Tuesday, 02 January 2024 12:17 GMT

FX Daily: Bracing For The Tech Shock


(MENAFN- ING) USD: De-leveraging probably favours the dollar

Risk assets continue to trade on the fragile side. The epicentre here is the US. High-yield credit spreads have pushed out to the widest levels since June as investors continue to assess the questions raised by the First Brands bankruptcy and what it says about the slippage of credit rating standards in that sector. While US tech stocks have fallen nowhere near as far as bitcoin (-25%), markets remain nervous. The magnificent seven tech stocks are around 7% off their highs – a drop in the ocean compared to the 70% rally since April. But the understandable fear is that this is a very crowded trade and that a casual walk to the exit could turn into something less orderly should cause be found. Hence, the intense interest in tonight's release of third-quarter results for Nvidia and whether Softbank's decision to sell its entire holdings of Nvidia was something more than a reallocation of its investments in the US tech sector.

Beyond Nvidia, the focus over the next 24 hours will be on Fed policy. Tonight sees the release of the October FOMC minutes, where 'strongly differing' views on the future path for monetary policy pose an upside risk to the dollar. And then tomorrow's release of the delayed September jobs report will probably be the best chance for the dollar to go lower this week. Should the jobs data fail to swing the market towards a Fed cut in December (currently 50% priced), then pressure remains on equity markets.

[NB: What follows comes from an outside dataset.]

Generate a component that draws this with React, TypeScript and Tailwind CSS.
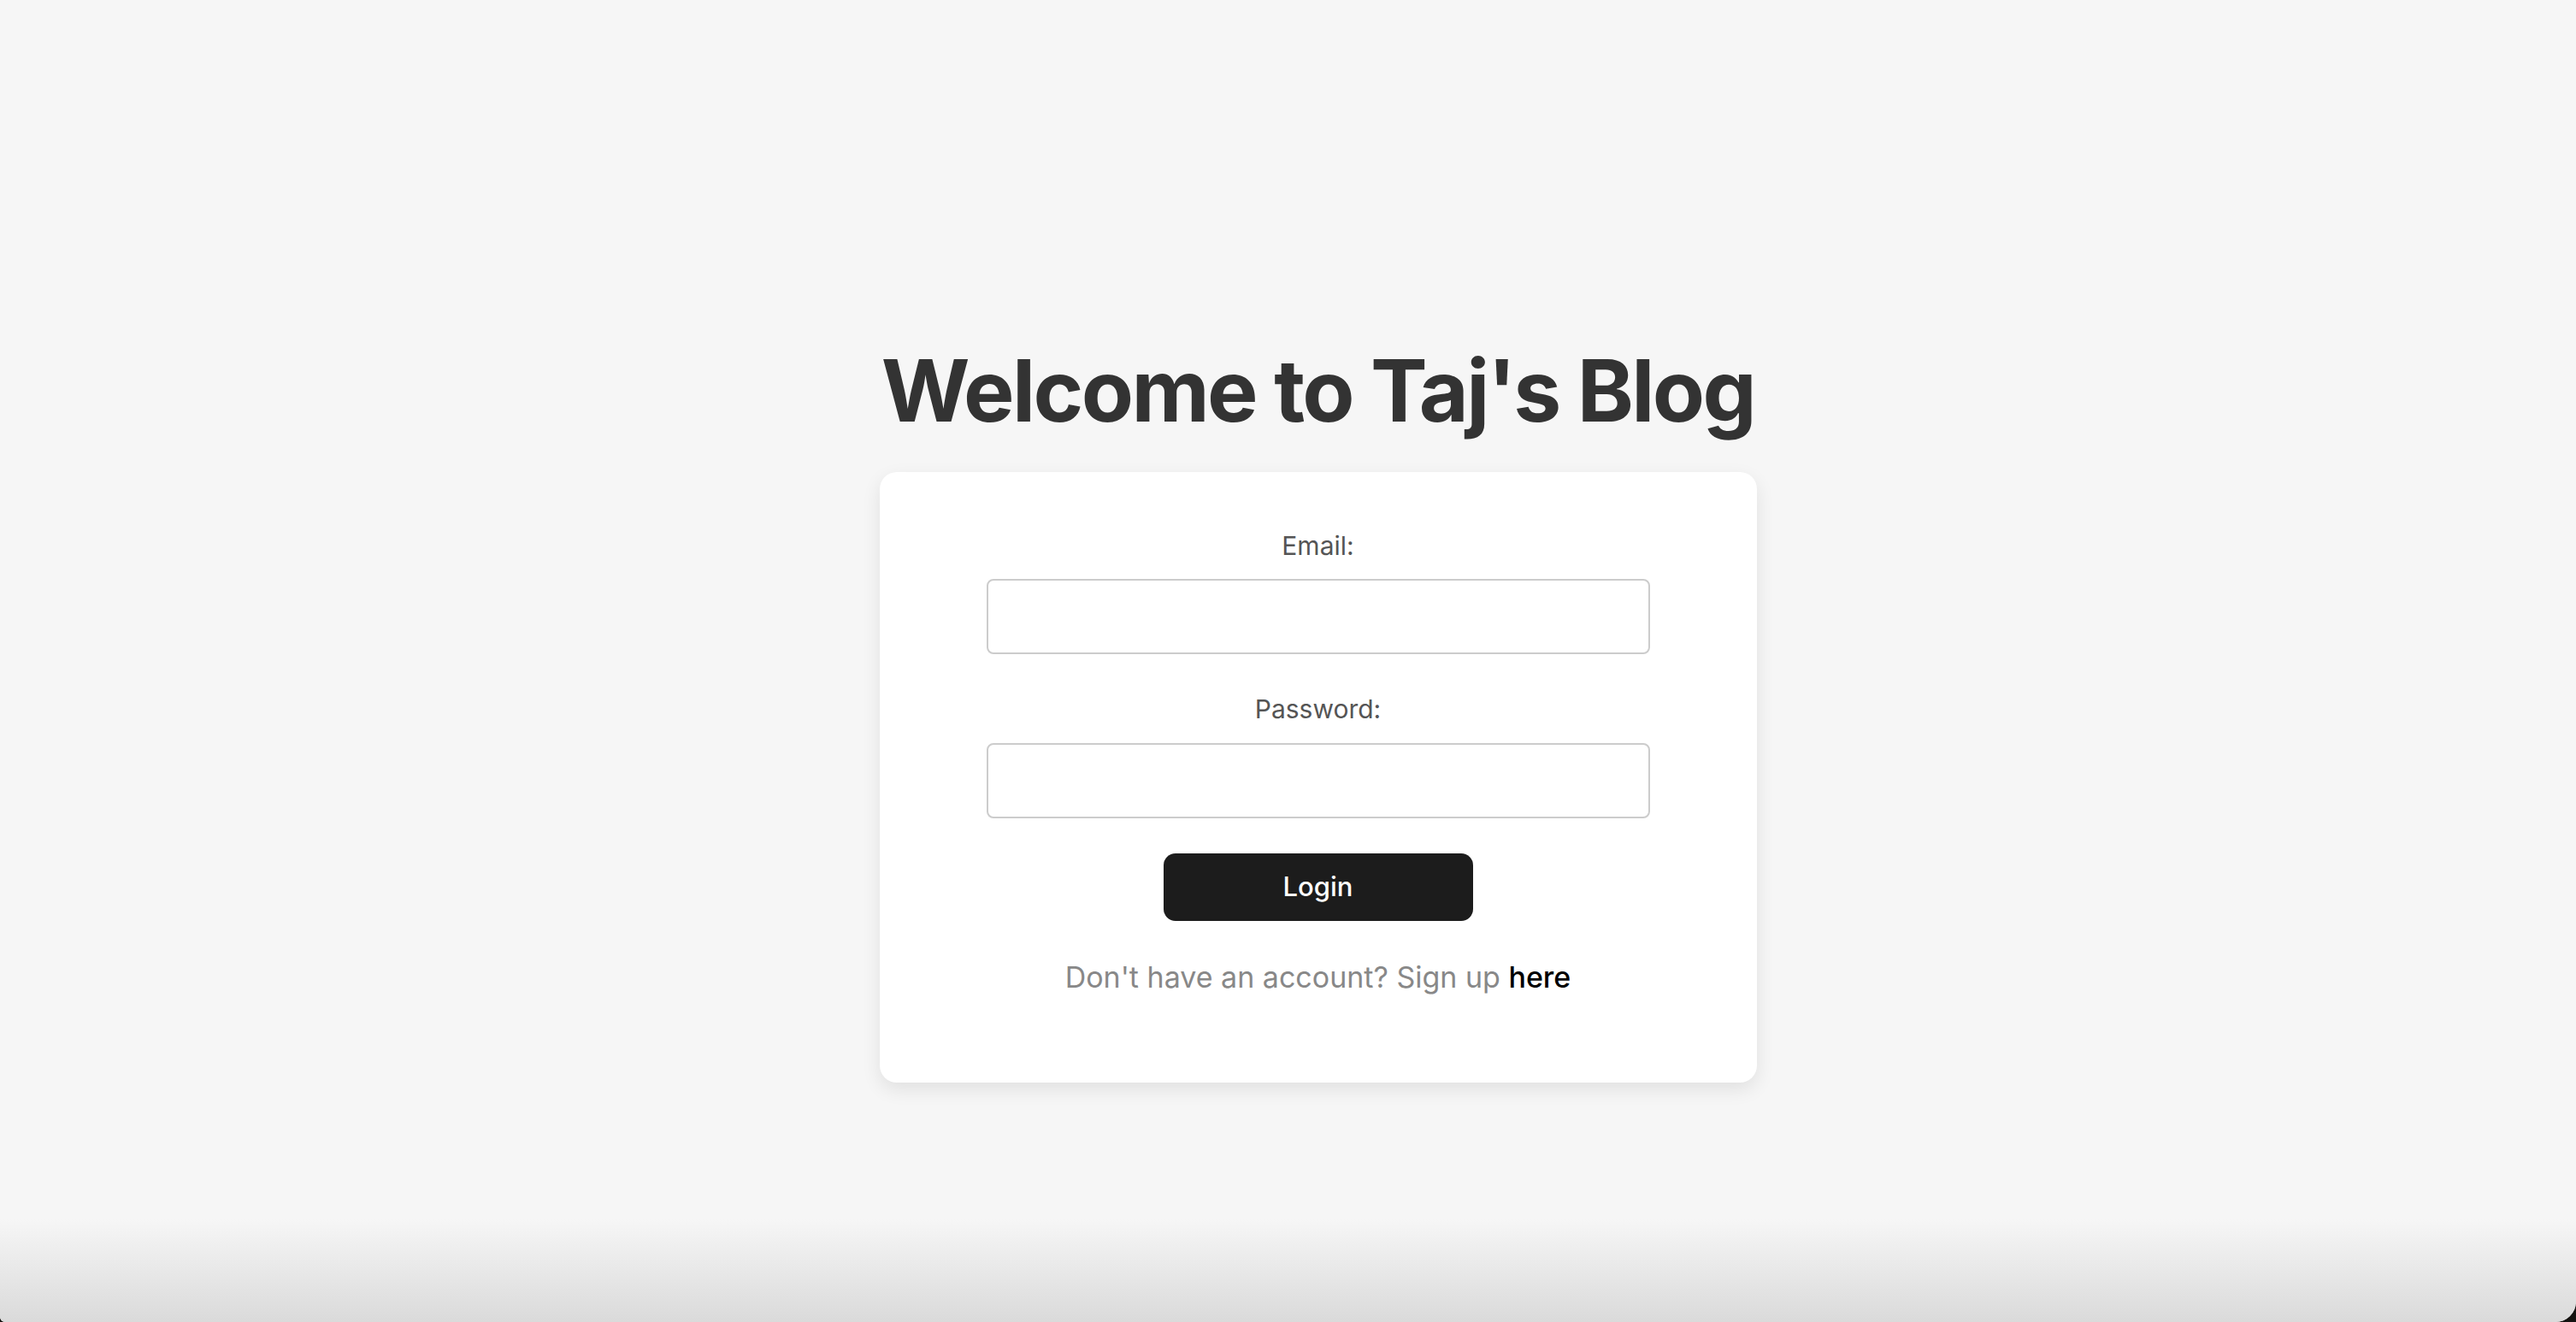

What does this all mean for FX? De-leveraging is probably a dollar positive in the first instance, particularly against the most risk-sensitive currencies, such as the Australian dollar and Mexican peso. Normally, a cross rate like AUD/JPY would be the vehicle to follow a sharp pull-back in risk assets, but USD/JPY is following its own path at present. The Swiss franc is probably the preferred safe haven right now, particularly given the Swiss National Bank's limited options to cut rates or intervene. Should we ever get a sizeable US equity correction, however, it should ultimately prove dollar negative, where the downturn in US consumption and the jobs market would cement a deeper Fed easing cycle.

This week's DXY rally has stalled at 99.65/70 resistance. There is no obvious catalyst for it to come lower today, and we imagine there are buy stops above the 99.75 area.

Chris Turner

EUR: Holding up

Despite one month realised EUR/USD volatility sinking to just 4.8%, one month traded volatility has picked up to 6.5%. This suggests investors have not given up on further EUR/USD moves this year. At the same time, the one month risk reversal is sitting bid for EUR calls and USD puts – suggesting investors are yet to throw in the towel on EUR/USD moving higher into year-end. That is mildly encouraging for our call of 1.18 by year-end, but that view does very much rely on softer US data coming in and the Fed cutting by 25bp in December. We should know a little more after tomorrow's release of the jobs report.

The eurozone calendar looks quiet today, with just the final release of September inflation. We cannot see any ECB speakers of note. Expect continued narrow ranges for EUR/USD, but a move sub 1.1560/65 could cause some intraday trouble.

Chris Turner

GBP: CPI data is mildly sterling supportive

ING's UK economist, James Smith, thinks this morning's release of October CPI data could be read as mildly hawkish for Bank of England policy. He highlights: "Headline inflation was a tad above consensus at 3.6% on account of a sharper rise in food prices than we and others had been pencilling in. Last month, food inflation fell back from 5.1% to 4.5%, which did look a little too good to be true. That has bounced back up to 4.9% and remember this is something the BoE hawks are fairly obsessed with at the moment, out of concern it will fuel inflation expectations."

Overall, however, he doubts today's data will be a game-changer for key BoE swing-voter Andrew Bailey, and still favours a 25bp December rate cut. The proximity of next week's Budget is probably another reason why sterling could not hold its initial gains on today's release. We expect sterling to remain fragile heading into the Budget.

Chris Turner

ILS: Shekel is the tech play

In talking about a possible correction in the US tech sector, we must discuss the shekel. USD/ILS has a decent negative correlation with the Nasdaq, and that is because of the Israeli tech sector. In a bull market, the Israeli tech sector attracts as much as $5bn in direct investment per quarter. Any big correction in this sector would probably see a sizeable bounce in USD/ILS as investors reassessed the shekel story. Any move through 3.30 in USD/ILS could trigger a sharper correction here.